The official title is The London Mastaba by the artist Christo and it is a HECK of a thing - a HUGE pile of what looks like stacked multi-coloured oil barrels LOOMING out of The Serpentine. It looks BEAUTIFUL and also like something out of a SCIENCE FICTION film, as if there's an enormous SPACESHIP in the lake and this is just the top. It also follows you around the park, peeking out from behind trees. It seems UNREAL, and it was only really the FACT that there were loads of people out in BOATS (it was a lovely day) LOOKING at it that convinced me that it was real.

It is, in short, GRATE, and well worth a look. Unfortunately after that the actual Pavilion was a bit underwhelming, though the exhibition in the gallery next door, all about the Mastaba, was DEAD good. Seeing the plans for all the unmade ones made the real one seem even more BIZARRE.

Also in Hyde Park, between the lake and the pavilion, we passed a tree which was making a RIGHT racket. Standing under it and looking up we realised that an entire FLOCK of Starlings was sitting in it and having an EXTREMELY ROWDY DEBATE. I have honestly never heard the like, it sounded like somebody had made a recording of birdsong and was playing it over a SPEAKER what they had nicked from the Brixton Carnival.

After all that I went to Tate Modern to see the PICASSO exhibition, which The Angles Of My Lines had a) already seen b) recommended. It's all about Picasso's work in 1932 when, evidently, he did a LOT. There was room after room after room of stuff, and it was amazing how VARIED it was. My favourites were the big colourful paintings of women sitting down, especially Reading and Nude Woman In A Red Armchair which were GORGEOUS. When I was at school the ONLY bit of Art Appreciation we did in ART was about PICASSO (other than that we drew a lot of pictures of plant pots and, of course, went on a school trip that forged my destiny in ROCK) and seeing those paintings reminded me of the teacher going on about how Picasso painted movement, and CRUMBS you could really see it in those pictures. I also really liked the head sculptures, which looked like something out of "Yellow Submarine" (or possibly vica versa).
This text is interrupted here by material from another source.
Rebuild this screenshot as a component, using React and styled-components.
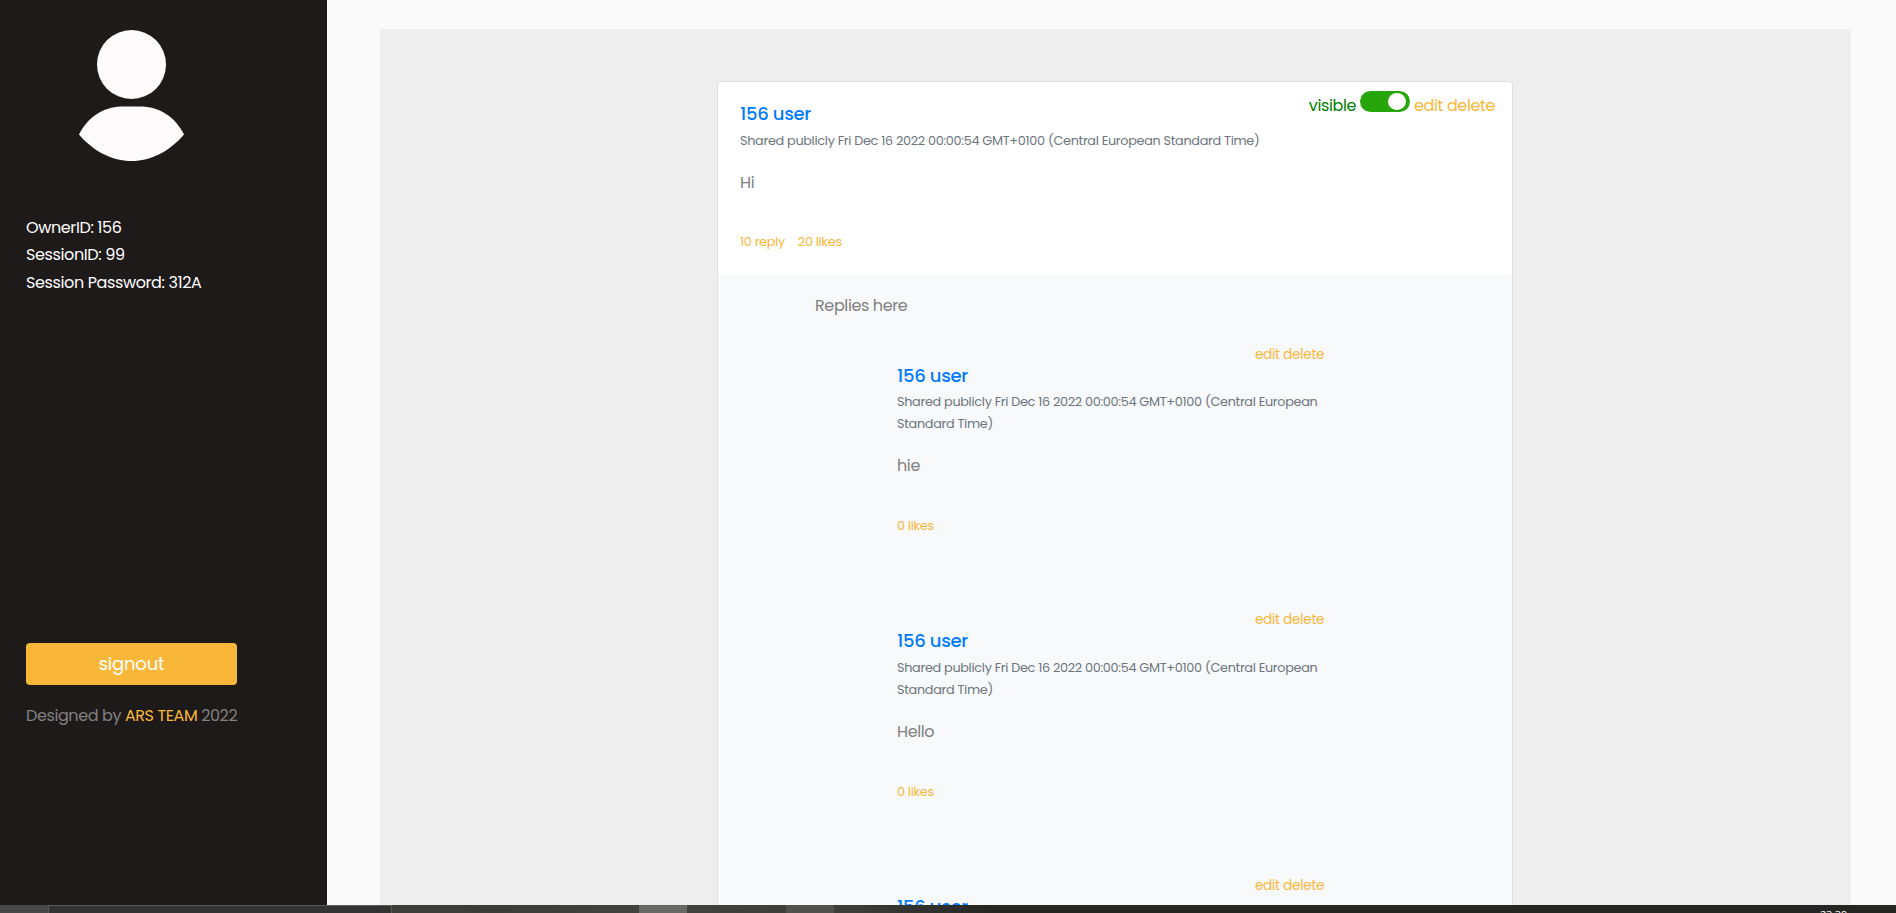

Other parts of it were less enjoyable but still dead interesting, and it was amazing looking at the DATES of them all and seeing how busy he'd been. It's amazing that he found the time to have an exhibition AND an affair in the same year!

All in all it was a GRATE day of ART what I would highly recommend, especially the BARRELS - they're only there for a couple more weeks, so if you're in London between now and 23 September I would suggest popping over to Hyde Park and having a LOOK!